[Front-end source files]
+ + + + + + +

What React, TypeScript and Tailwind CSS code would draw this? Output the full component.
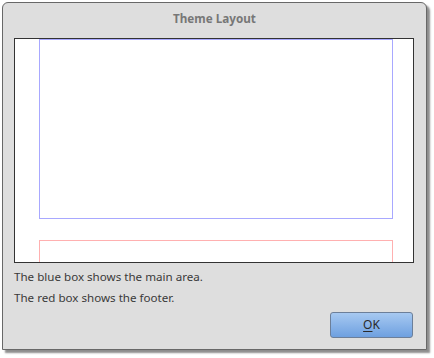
export default function App() {
  return (
    <div className="h-[358px] w-[434px] bg-white" style={{ fontFamily: '"Noto Sans", "Open Sans", sans-serif' }}>
      <div className="ml-[2px] pt-[2px]">
        <div className="flex h-[348px] w-[425px] flex-col rounded-t-[6px] border border-[#686868] bg-[#dedede] shadow-[3px_3px_2px_rgba(0,0,0,0.45)]">
          <div className="flex h-[35px] items-center justify-center pb-[3px] text-[11.7px] font-bold text-[#777777]">
            Theme Layout
          </div>

          <div className="ml-[11px] h-[225px] w-[400px] overflow-hidden border border-[#333333] bg-white">
            <div className="ml-[24px] mr-[20px] h-[180px] border border-[#a8a8ff]" />
            <div className="ml-[24px] mr-[20px] mt-[21px] h-[40px] border border-[#ffb0b0]" />
          </div>

          <div className="ml-[11px] mt-[3px] text-[11.6px] leading-[21px] text-[#3a3a3a]">
            <p>The blue box shows the main area.</p>
            <p>The red box shows the footer.</p>
          </div>

          <div className="flex flex-1 items-end justify-end pb-[11px] pr-[13px]">
            <button className="h-[26px] w-[83px] rounded-[3px] border border-[#6c7f99] bg-gradient-to-b from-[#a7c9f1] to-[#6ea0e0] text-[12px] text-[#2a2a2a]">
              <span className="underline underline-offset-2">O</span>K
            </button>
          </div>
        </div>
      </div>
    </div>
  );
}
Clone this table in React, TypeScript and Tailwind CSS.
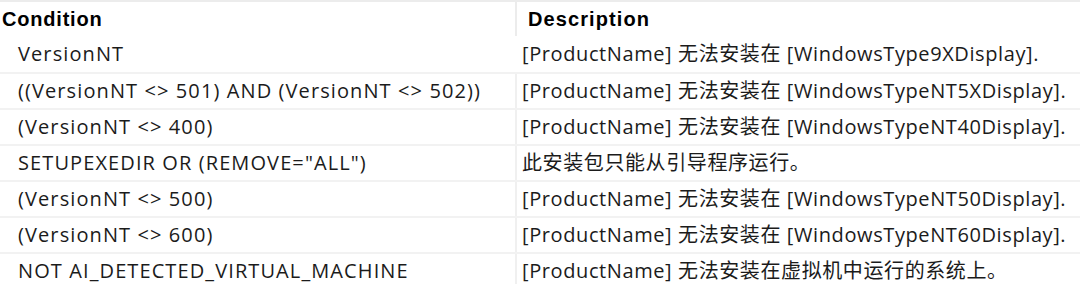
const rows: [string, string][] = [
  ["VersionNT", "[ProductName] 无法安装在 [WindowsType9XDisplay]."],
  ["((VersionNT <> 501) AND (VersionNT <> 502))", "[ProductName] 无法安装在 [WindowsTypeNT5XDisplay]."],
  ["(VersionNT <> 400)", "[ProductName] 无法安装在 [WindowsTypeNT40Display]."],
  ['SETUPEXEDIR OR (REMOVE="ALL")', "此安装包只能从引导程序运行。"],
  ["(VersionNT <> 500)", "[ProductName] 无法安装在 [WindowsTypeNT50Display]."],
  ["(VersionNT <> 600)", "[ProductName] 无法安装在 [WindowsTypeNT60Display]."],
  ["NOT AI_DETECTED_VIRTUAL_MACHINE", "[ProductName] 无法安装在虚拟机中运行的系统上。"],
];

export default function App() {
  return (
    <div
      className="w-[1080px] h-[284px] overflow-hidden bg-white text-[#1b1b1b]"
      style={{ fontFamily: '"Open Sans", "Noto Sans CJK SC", sans-serif' }}
    >
      {/* header */}
      <div className="grid grid-cols-[517px_1fr] h-9 border-t-2 border-[#ececec]">
        <div
          className="flex items-center pl-[2px] border-r-2 border-[#ececec] text-[20px] font-bold tracking-[0.8px] text-black"
          style={{ fontFamily: '"Liberation Sans", sans-serif' }}
        >
          Condition
        </div>
        <div
          className="flex items-center pl-[11px] text-[20px] font-bold tracking-[1.1px] text-black"
          style={{ fontFamily: '"Liberation Sans", sans-serif' }}
        >
          Description
        </div>
      </div>

      {rows.map(([cond, desc], i) => (
        <div
          key={i}
          className={
            i === 0
              ? "grid grid-cols-[517px_1fr] h-9"
              : "grid grid-cols-[517px_1fr] h-9 border-t-2 border-[#f2f2f2]"
          }
        >
          <div
            className={
              i === 0
                ? "flex items-center pl-[18px] text-[20px] tracking-[1.1px] whitespace-nowrap"
                : "flex items-center pl-[18px] text-[20px] tracking-[1.1px] whitespace-nowrap border-r-2 border-[#f0f0f0]"
            }
          >
            {cond}
          </div>
          <div className="flex items-center pl-[5px] text-[20px] tracking-[0.6px] whitespace-nowrap">
            {desc}
          </div>
        </div>
      ))}
    </div>
  );
}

+ + + + + + +

Written task – Repeat the material above in full and exactly, apart from the pictures.

Exercise result –
What React, TypeScript and Tailwind CSS code would draw this? Output the full component.
export default function App() {
  return (
    <div className="h-[358px] w-[434px] bg-white" style={{ fontFamily: '"Noto Sans", "Open Sans", sans-serif' }}>
      <div className="ml-[2px] pt-[2px]">
        <div className="flex h-[348px] w-[425px] flex-col rounded-t-[6px] border border-[#686868] bg-[#dedede] shadow-[3px_3px_2px_rgba(0,0,0,0.45)]">
          <div className="flex h-[35px] items-center justify-center pb-[3px] text-[11.7px] font-bold text-[#777777]">
            Theme Layout
          </div>

          <div className="ml-[11px] h-[225px] w-[400px] overflow-hidden border border-[#333333] bg-white">
            <div className="ml-[24px] mr-[20px] h-[180px] border border-[#a8a8ff]" />
            <div className="ml-[24px] mr-[20px] mt-[21px] h-[40px] border border-[#ffb0b0]" />
          </div>

          <div className="ml-[11px] mt-[3px] text-[11.6px] leading-[21px] text-[#3a3a3a]">
            <p>The blue box shows the main area.</p>
            <p>The red box shows the footer.</p>
          </div>

          <div className="flex flex-1 items-end justify-end pb-[11px] pr-[13px]">
            <button className="h-[26px] w-[83px] rounded-[3px] border border-[#6c7f99] bg-gradient-to-b from-[#a7c9f1] to-[#6ea0e0] text-[12px] text-[#2a2a2a]">
              <span className="underline underline-offset-2">O</span>K
            </button>
          </div>
        </div>
      </div>
    </div>
  );
}
Clone this table in React, TypeScript and Tailwind CSS.
const rows: [string, string][] = [
  ["VersionNT", "[ProductName] 无法安装在 [WindowsType9XDisplay]."],
  ["((VersionNT <> 501) AND (VersionNT <> 502))", "[ProductName] 无法安装在 [WindowsTypeNT5XDisplay]."],
  ["(VersionNT <> 400)", "[ProductName] 无法安装在 [WindowsTypeNT40Display]."],
  ['SETUPEXEDIR OR (REMOVE="ALL")', "此安装包只能从引导程序运行。"],
  ["(VersionNT <> 500)", "[ProductName] 无法安装在 [WindowsTypeNT50Display]."],
  ["(VersionNT <> 600)", "[ProductName] 无法安装在 [WindowsTypeNT60Display]."],
  ["NOT AI_DETECTED_VIRTUAL_MACHINE", "[ProductName] 无法安装在虚拟机中运行的系统上。"],
];

export default function App() {
  return (
    <div
      className="w-[1080px] h-[284px] overflow-hidden bg-white text-[#1b1b1b]"
      style={{ fontFamily: '"Open Sans", "Noto Sans CJK SC", sans-serif' }}
    >
      {/* header */}
      <div className="grid grid-cols-[517px_1fr] h-9 border-t-2 border-[#ececec]">
        <div
          className="flex items-center pl-[2px] border-r-2 border-[#ececec] text-[20px] font-bold tracking-[0.8px] text-black"
          style={{ fontFamily: '"Liberation Sans", sans-serif' }}
        >
          Condition
        </div>
        <div
          className="flex items-center pl-[11px] text-[20px] font-bold tracking-[1.1px] text-black"
          style={{ fontFamily: '"Liberation Sans", sans-serif' }}
        >
          Description
        </div>
      </div>

      {rows.map(([cond, desc], i) => (
        <div
          key={i}
          className={
            i === 0
              ? "grid grid-cols-[517px_1fr] h-9"
              : "grid grid-cols-[517px_1fr] h-9 border-t-2 border-[#f2f2f2]"
          }
        >
          <div
            className={
              i === 0
                ? "flex items-center pl-[18px] text-[20px] tracking-[1.1px] whitespace-nowrap"
                : "flex items-center pl-[18px] text-[20px] tracking-[1.1px] whitespace-nowrap border-r-2 border-[#f0f0f0]"
            }
          >
            {cond}
          </div>
          <div className="flex items-center pl-[5px] text-[20px] tracking-[0.6px] whitespace-nowrap">
            {desc}
          </div>
        </div>
      ))}
    </div>
  );
}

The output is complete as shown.